Mais je n’ai plus pu.
Je n’avais plus envie de donner de l’argent à JKR (d’autant qu’elle s’en sert pour financer des lobbys anti-trans). Si ce n’était que ça, bon, j’aurais pu les trouver sur le marché de l’occasion. Mais en fait, je n’avais plus envie de la lire. Mes souvenirs d’étés à lire le dernier tome paru, sous le duvet dans la caravane de mes parents, à la lampe torche, le souffle coupé par tout ce qui se déroulait, tout ça avait été gâché. Bien malgré moi, croyez-le bien. J’aurais tant aimé pouvoir séparer la femme de l’artiste.
Mais la femme et ses idées nauséabondes réapparaissaient constamment en surimpression sur son œuvre, à chaque page, et je n’avais plus envie de penser à ça. De laisser mon imaginaire être peuplé par quelqu’un comme ça.
Et c’est ça qui me brise le cœur, égoïstement, quand un énième homme est accusé pour la énième fois d’avoir commis une énième agression sexuelle. Évidemment je suis en colère pour leurs victimes, et en colère contre le système qui permet à tant d’hommes de faire tant de mal autour d’eux. Mais égoïstement, je suis triste pour tous les pans de ma culture qui tombent, alors qu’eux d’ailleurs ne tombent même pas, ou à peine.
Je ne pourrai plus jamais relire Trigger Warning, ni revoir La Cité de la peur ou Jane The Virgin sans penser que ces mecs-là sont des mecs violents, qui font du mal autour d’eux, et qui essayent de s’en tirer sans conséquences. Et à l’heure où Adèle Haenel reprend la parole en public en parallèle du procès de son agresseur et où on est nombreuses à se sentir privées de l’intelligence et du talent de cette actrice dans le paysage audiovisuel, je me dis que la cancel culture en fait c’est tout ça. C’est quand les victimes sont épuisées par un système qui les pousse dans leurs retranchements et disparaissent de la vie publique. Et c’est quand les agresseurs continuent de parader (la vie de ma mère j’ai encore vu la tronche de Johnny Depp sur une pub Dior la semaine dernière ?!!) pendant qu’on est des millions à devoir fermer les yeux pour ne plus les voir et inscrits sur leur visage, tout ce qu’ils ont fait.
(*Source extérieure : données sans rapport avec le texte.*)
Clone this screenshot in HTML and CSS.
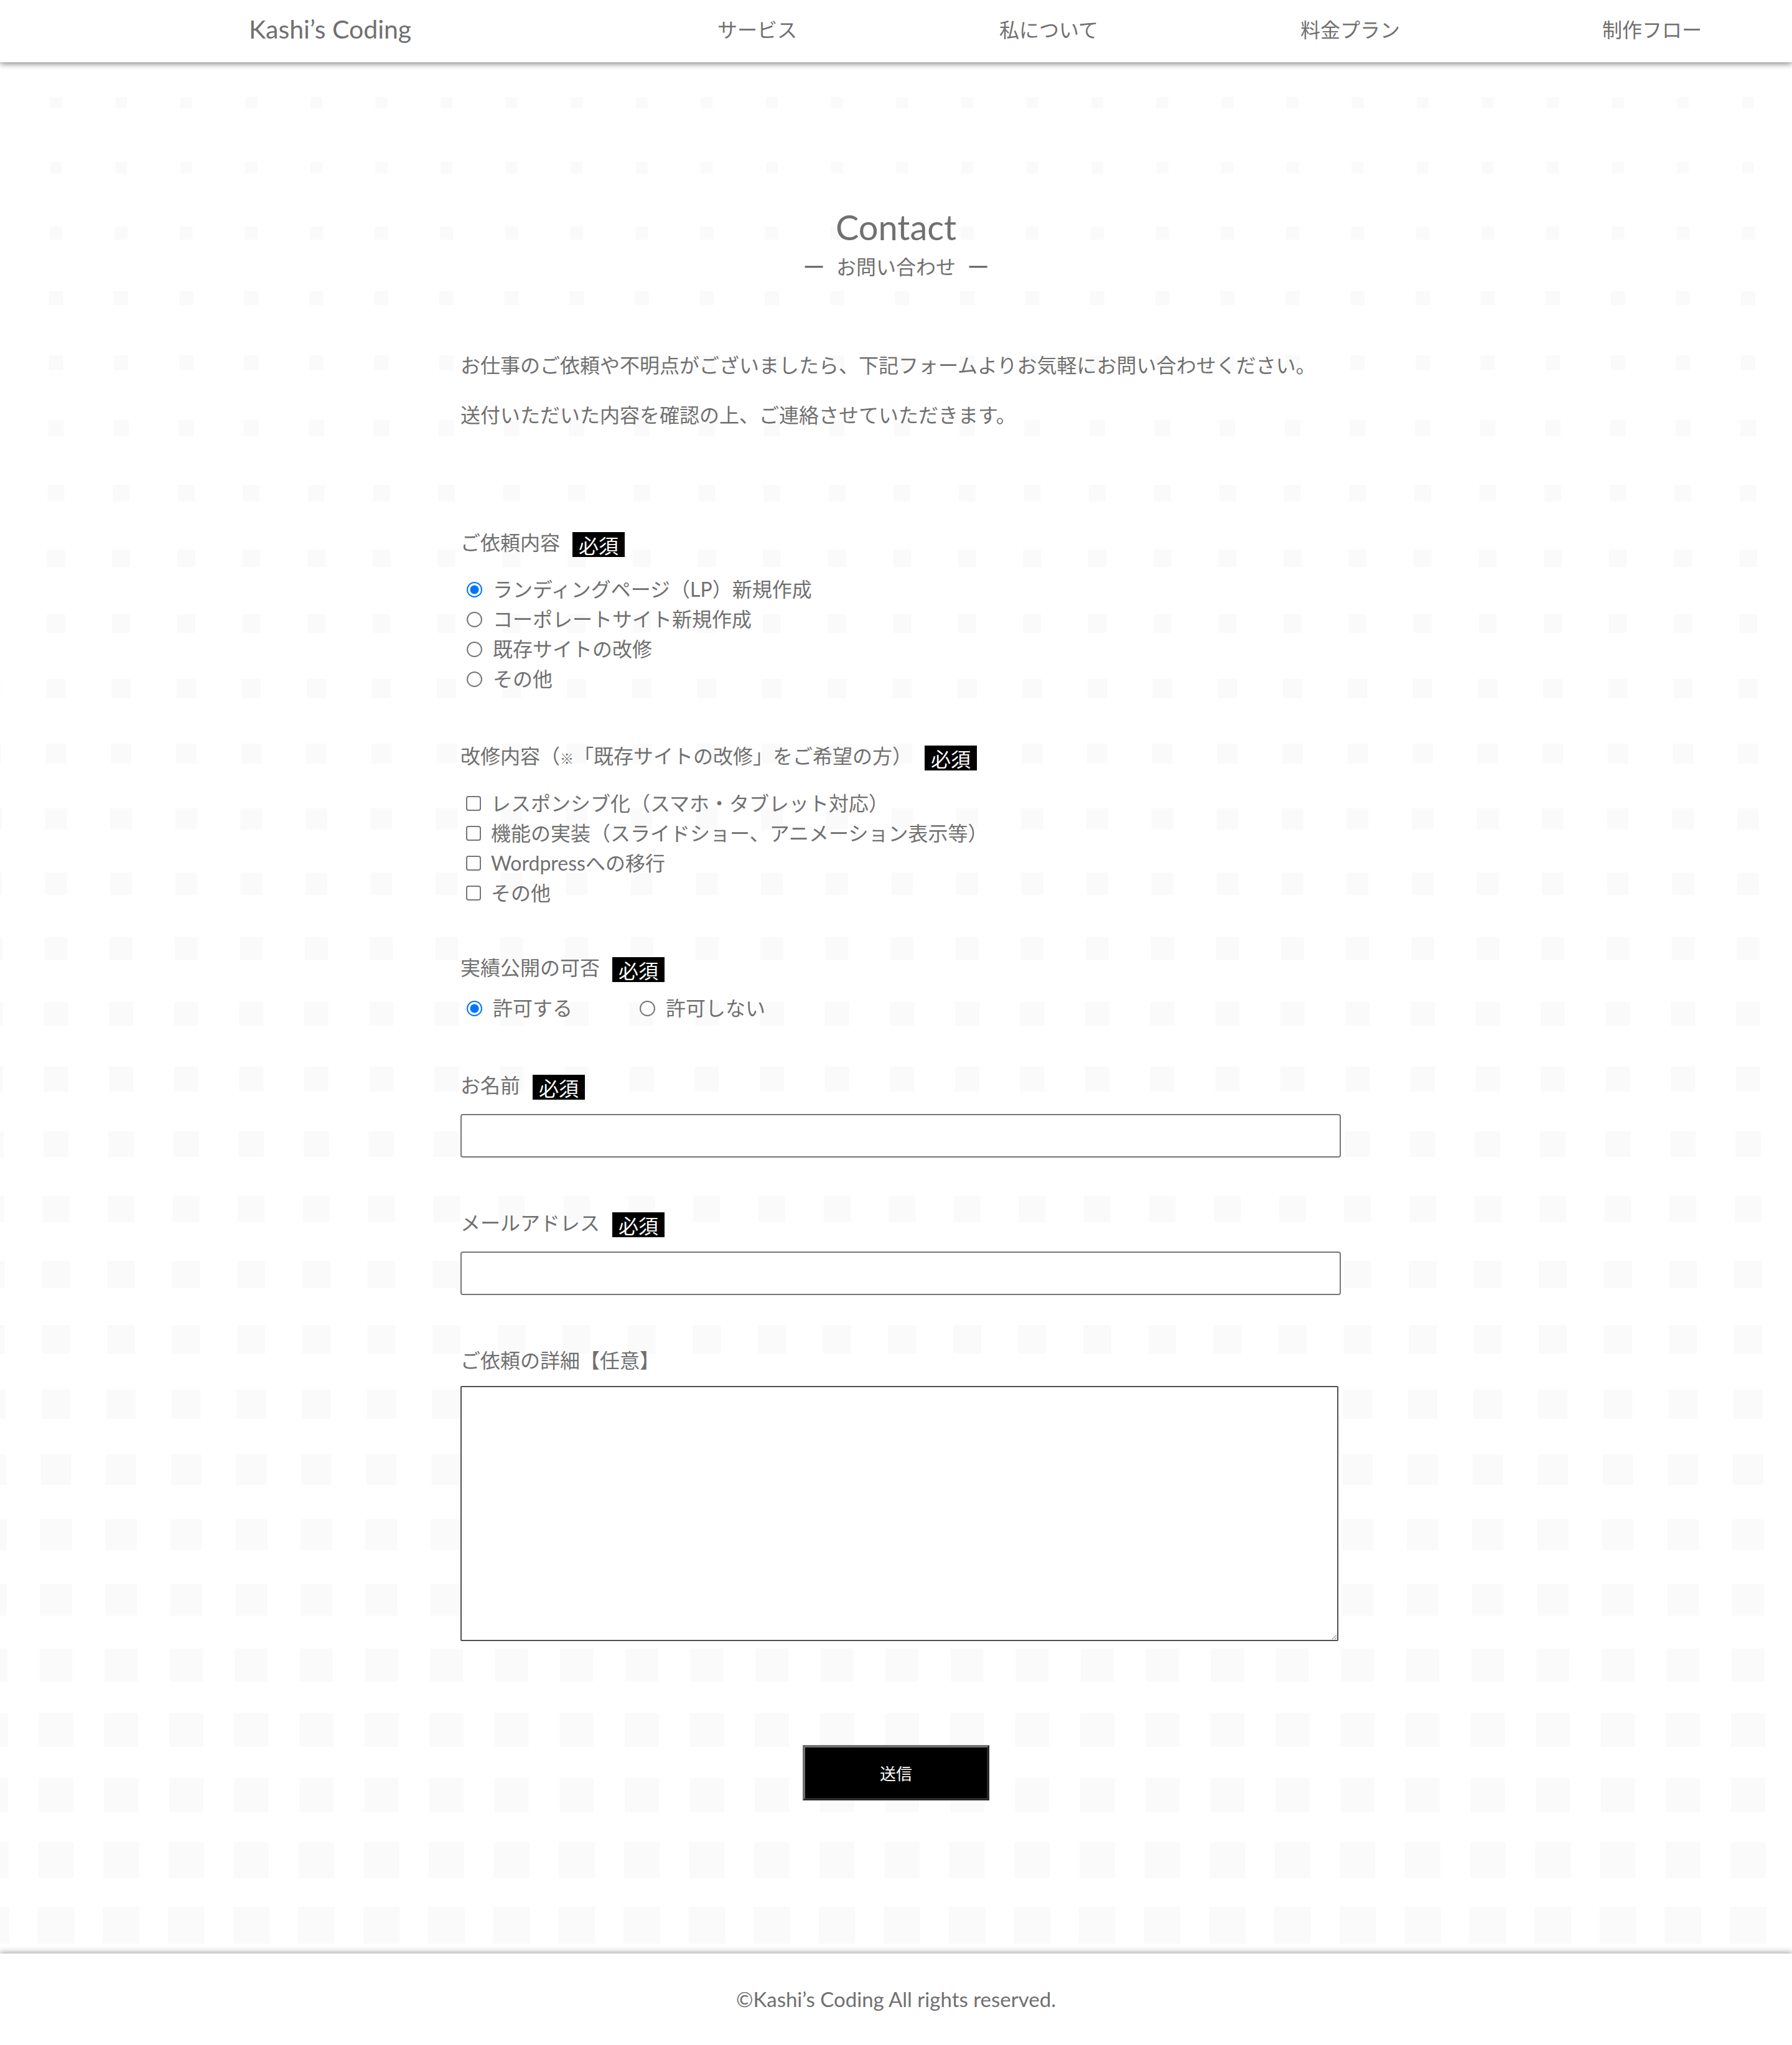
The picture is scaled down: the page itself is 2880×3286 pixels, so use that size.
FILE: index.html
```html
<!DOCTYPE html>
<html lang="ja">
<head>
<meta charset="utf-8">
<title>Contact | Kashi's Coding</title>
<link rel="stylesheet" href="styles.css">
</head>
<body>
<div class="bg-grid" aria-hidden="true">
  <div class="bg-row" style="--s:18px"></div>
  <div class="bg-row" style="--s:19.5px"></div>
  <div class="bg-row" style="--s:20.9px"></div>
  <div class="bg-row" style="--s:22.4px"></div>
  <div class="bg-row" style="--s:23.8px"></div>
  <div class="bg-row" style="--s:25.3px"></div>
  <div class="bg-row" style="--s:26.7px"></div>
  <div class="bg-row" style="--s:28.2px"></div>
  <div class="bg-row" style="--s:29.6px"></div>
  <div class="bg-row" style="--s:31.1px"></div>
  <div class="bg-row" style="--s:32.5px"></div>
  <div class="bg-row" style="--s:34px"></div>
  <div class="bg-row" style="--s:35.4px"></div>
  <div class="bg-row" style="--s:36.9px"></div>
  <div class="bg-row" style="--s:38.3px"></div>
  <div class="bg-row" style="--s:39.8px"></div>
  <div class="bg-row" style="--s:41.2px"></div>
  <div class="bg-row" style="--s:42.7px"></div>
  <div class="bg-row" style="--s:44.1px"></div>
  <div class="bg-row" style="--s:45.6px"></div>
  <div class="bg-row" style="--s:47px"></div>
  <div class="bg-row" style="--s:48.5px"></div>
  <div class="bg-row" style="--s:49.9px"></div>
  <div class="bg-row" style="--s:51.4px"></div>
  <div class="bg-row" style="--s:52.8px"></div>
  <div class="bg-row" style="--s:54.3px"></div>
  <div class="bg-row" style="--s:55.7px"></div>
  <div class="bg-row" style="--s:57.2px"></div>
  <div class="bg-row" style="--s:58.6px"></div>
</div>

<header class="site-header">
  <div class="logo">Kashi’s Coding</div>
  <nav>
    <ul class="nav-list">
      <li>サービス</li>
      <li>私について</li>
      <li>料金プラン</li>
      <li>制作フロー</li>
    </ul>
  </nav>
</header>

<main class="contact">
  <h1 class="title">Contact</h1>
  <p class="subtitle"><span class="dash">—</span>お問い合わせ<span class="dash">—</span></p>

  <div class="intro">
    <p>お仕事のご依頼や不明点がございましたら、下記フォームよりお気軽にお問い合わせください。</p>
    <p>送付いただいた内容を確認の上、ご連絡させていただきます。</p>
  </div>

  <form class="form">
    <div class="field field--choice">
      <div class="field-label">ご依頼内容<span class="badge">必須</span></div>
      <div class="options">
        <label class="opt"><input type="radio" name="kind" checked><span>ランディングページ（LP）新規作成</span></label>
        <label class="opt"><input type="radio" name="kind"><span>コーポレートサイト新規作成</span></label>
        <label class="opt"><input type="radio" name="kind"><span>既存サイトの改修</span></label>
        <label class="opt"><input type="radio" name="kind"><span>その他</span></label>
      </div>
    </div>

    <div class="field field--check">
      <div class="field-label">改修内容（<span class="kome">※</span>「既存サイトの改修」をご希望の方）<span class="badge">必須</span></div>
      <div class="options">
        <label class="opt opt--check"><input type="checkbox"><span>レスポンシブ化（スマホ・タブレット対応）</span></label>
        <label class="opt opt--check"><input type="checkbox"><span>機能の実装（スライドショー、アニメーション表示等）</span></label>
        <label class="opt opt--check"><input type="checkbox"><span>Wordpressへの移行</span></label>
        <label class="opt opt--check"><input type="checkbox"><span>その他</span></label>
      </div>
    </div>

    <div class="field field--inline">
      <div class="field-label">実績公開の可否<span class="badge">必須</span></div>
      <div class="options options--row">
        <label class="opt opt--inline"><input type="radio" name="pub" checked><span>許可する</span></label>
        <label class="opt"><input type="radio" name="pub"><span>許可しない</span></label>
      </div>
    </div>

    <div class="field field--text">
      <div class="field-label">お名前<span class="badge">必須</span></div>
      <input class="text-input" type="text">
    </div>

    <div class="field field--text">
      <div class="field-label">メールアドレス<span class="badge">必須</span></div>
      <input class="text-input" type="email">
    </div>

    <div class="field field--area">
      <div class="field-label">ご依頼の詳細【任意】</div>
      <textarea class="text-area"></textarea>
    </div>

    <div class="submit-row">
      <button class="submit" type="button">送信</button>
    </div>
  </form>
</main>

<footer class="site-footer">
  <p>©Kashi’s Coding All rights reserved.</p>
</footer>
</body>
</html>
```

FILE: styles.css
```css
* {
  box-sizing: border-box;
}

html, body {
  margin: 0;
  padding: 0;
}

body {
  position: relative;
  background: #ffffff;
  color: #707070;
  font-family: Lato, "Noto Sans CJK JP", sans-serif;
  font-size: 32px;
  line-height: 48px;
}

/* decorative background grid */
.bg-grid {
  position: absolute;
  top: 112.7px;
  left: 0;
  right: 0;
  z-index: 0;
  display: flex;
  flex-direction: column;
  pointer-events: none;
}

.bg-row {
  height: 104.6px;
  display: flex;
  align-items: center;
}

.bg-row::before {
  content: "";
  display: block;
  width: 100%;
  height: var(--s);
  background-image: linear-gradient(90deg,
    transparent calc(52.3px - var(--s) / 2),
    #fafafa calc(52.3px - var(--s) / 2),
    #fafafa calc(52.3px + var(--s) / 2),
    transparent calc(52.3px + var(--s) / 2));
  background-size: 104.6px 100%;
  background-position: 37.7px 0;
  background-repeat: repeat-x;
}

/* header */
.site-header {
  position: relative;
  z-index: 3;
  height: 100px;
  background: #ffffff;
  display: flex;
  align-items: center;
  justify-content: space-between;
  padding: 0 145px 8px 400px;
  box-shadow: 0 3px 9px rgba(0, 0, 0, 0.45);
}

.logo {
  font-family: Lato, sans-serif;
  font-size: 41px;
  line-height: 1;
  color: #707070;
}

.nav-list {
  list-style: none;
  margin: 0;
  padding: 0;
  display: flex;
  gap: 325px;
  font-family: "Noto Sans CJK JP", sans-serif;
  font-size: 32px;
  line-height: 48px;
}

/* main */
.contact {
  position: relative;
  z-index: 1;
  width: 1400px;
  margin: 0 auto;
  padding: 232px 0 246px;
}

.title {
  margin: 0;
  text-align: center;
  font-family: Lato, sans-serif;
  font-weight: 400;
  font-size: 56px;
  line-height: 65px;
  color: #707070;
}

.subtitle {
  margin: 6px 0 0;
  text-align: center;
  font-family: "Noto Sans CJK JP", sans-serif;
  font-size: 32px;
  line-height: 48px;
}

.dash {
  margin: 0 20px;
  color: #666666;
  -webkit-text-stroke: 1.6px #666666;
}

.intro {
  margin-top: 112px;
}

.intro p {
  margin: 0 0 32px;
}

.intro p:last-child {
  margin-bottom: 0;
}

/* form */
.form {
  margin-top: 157px;
}

.field {
  margin-top: 76px;
}

.field:first-child {
  margin-top: 0;
}

.field--inline {
  margin-top: 72px;
}

.field--text + .field {
  margin-top: 81px;
}

.field-label {
  line-height: 48px;
}

.kome {
  font-size: 22px;
}

.badge {
  position: relative;
  top: 5px;
  display: inline-block;
  margin-left: 20px;
  padding: 0 10px;
  background: #000000;
  color: #ffffff;
  font-family: "Noto Sans CJK JP", sans-serif;
  font-size: 32px;
  line-height: 40px;
}

.field--choice .options {
  margin-top: 27px;
}

.field--check .options {
  margin-top: 24px;
}

.field--inline .options {
  margin-top: 17px;
}

.field--text .text-input {
  margin-top: 22px;
}

.field--area .text-area {
  margin-top: 17px;
}

.options--row {
  display: flex;
}

.opt {
  display: flex;
  align-items: center;
  height: 48px;
}

.opt input[type="radio"] {
  appearance: none;
  -webkit-appearance: none;
  width: 25px;
  height: 25px;
  margin: 0 17px 0 10px;
  flex: none;
  border: 2px solid #767676;
  border-radius: 50%;
  background: #ffffff;
}

.opt input[type="radio"]:checked {
  border: 2.5px solid #0075ff;
  background: radial-gradient(circle, #0075ff 0 6.5px, #ffffff 7.5px);
}

.opt--check input[type="checkbox"] {
  appearance: none;
  -webkit-appearance: none;
  width: 24px;
  height: 24px;
  margin: 0 16px 0 9px;
  flex: none;
  border: 2px solid #767676;
  border-radius: 4px;
  background: #ffffff;
}

.opt--inline {
  margin-right: 98px;
}

.text-input {
  display: block;
  width: 1415px;
  height: 70px;
  border: 2px solid #767676;
  border-radius: 4px;
  background: #ffffff;
  font-size: 32px;
  padding: 2px 4px;
}

.text-area {
  display: block;
  width: 1411px;
  height: 410px;
  border: 2px solid #505050;
  border-radius: 2px;
  background: #ffffff;
  font-size: 26px;
  padding: 4px;
  resize: both;
}

.submit-row {
  display: flex;
  justify-content: center;
  margin-top: 167px;
}

.submit {
  width: 300px;
  height: 89px;
  background: #000000;
  color: #ffffff;
  font-family: "Noto Sans CJK JP", sans-serif;
  font-size: 26px;
  border-style: solid;
  border-width: 4px;
  border-color: #707070 #2a2a2a #2a2a2a #707070;
  padding: 0;
}

/* footer */
.site-footer {
  position: relative;
  z-index: 2;
  height: 150px;
  background: #ffffff;
  display: flex;
  align-items: center;
  justify-content: center;
  padding-bottom: 4px;
  box-shadow: 0 -3px 8px rgba(0, 0, 0, 0.3);
}

.site-footer p {
  margin: 0;
  font-family: Lato, sans-serif;
  font-size: 33px;
  line-height: 48px;
  color: #707070;
}
```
Alors voilà, la semaine dernière j’avais dans l’idée de vous parler de l’épée de Damoclès qui se tient au-dessus de ma relation avec l’oeuvre de Francis Cabrel. J’avais déjà tapé son nom dans Google et lu des trucs hyper funs du genre « qui est Mariette, la petite Marie de la chanson ? » (réponse : celle qui tient le foyer d’une main de maître pour que monsieur puisse s’adonner à son ââârt). J’essayais de peindre la toile de ma vie : celle d’une fan qui sait qu’à tout moment son idole peut tomber. J’essayais aussi de dire que c’était de ses textes que j’étais fan, pas de lui, mais il est ses textes, et si un jour mon poète préféré est accusé, inévitablement cela colorera toute mon expérience de son œuvre. J’essayais de raconter que j’ai beaucoup hésité à écrire sur lui dans mon zine, parce que j’avais peur de le regretter.
Et puis j’ai écouté les épisodes de Bookmakers avec Mona Chollet, où elle parle (entre autres, évidemment) de son affection pour l’oeuvre de la penseuse Annie Le Brun, malgré ses violentes sorties anti-féministes. Je me suis dit qu’il ne faut pas crier avant d’avoir mal, qu’on verra bien, et que j’allais pas non plus laisser la médiocrité des hommes me voler mon plaisir et mes émotions par anticipation.
Je termine cette lettre entourée des vapeurs de sirop de clémentine et mon café a refroidi. On est lundi 23 décembre, le solstice est passé, les jours rallongent enfin. Quand on se retrouvera de l’autre côté de la barrière, on aura changé d’année, un cycle se sera terminé pour qu’un autre commence.
Je vous souhaite une dernière semaine de décembre pleine de clémentines confites : le sucre apporte du réconfort et l’acidité de l’agrume juste assez de piquant pour se sentir vivant·es. Continuons à brûler nos idoles, je pense quelque part qu’on peut le faire une fois que l’édifice de notre personne est bien solide, et qu’alors ça peut aussi être un feu de joie. De découvrir qu’on existe à part entière, qu’on n’est pas juste la somme de ce que les autres laissent en nous.
Build it up and burn it down.
À bientôt,
Pauline
PS : je ne l’ai pas lu mais il est sur ma liste depuis longtemps, l’essai Les Monstres : séparer l’oeuvre de l’artiste ? a été pas mal recommandé par Eva Kirilof (abonnez-vous à La superbe) et est paru cet automne en français (trad. Carine Chichereau) chez Grasset.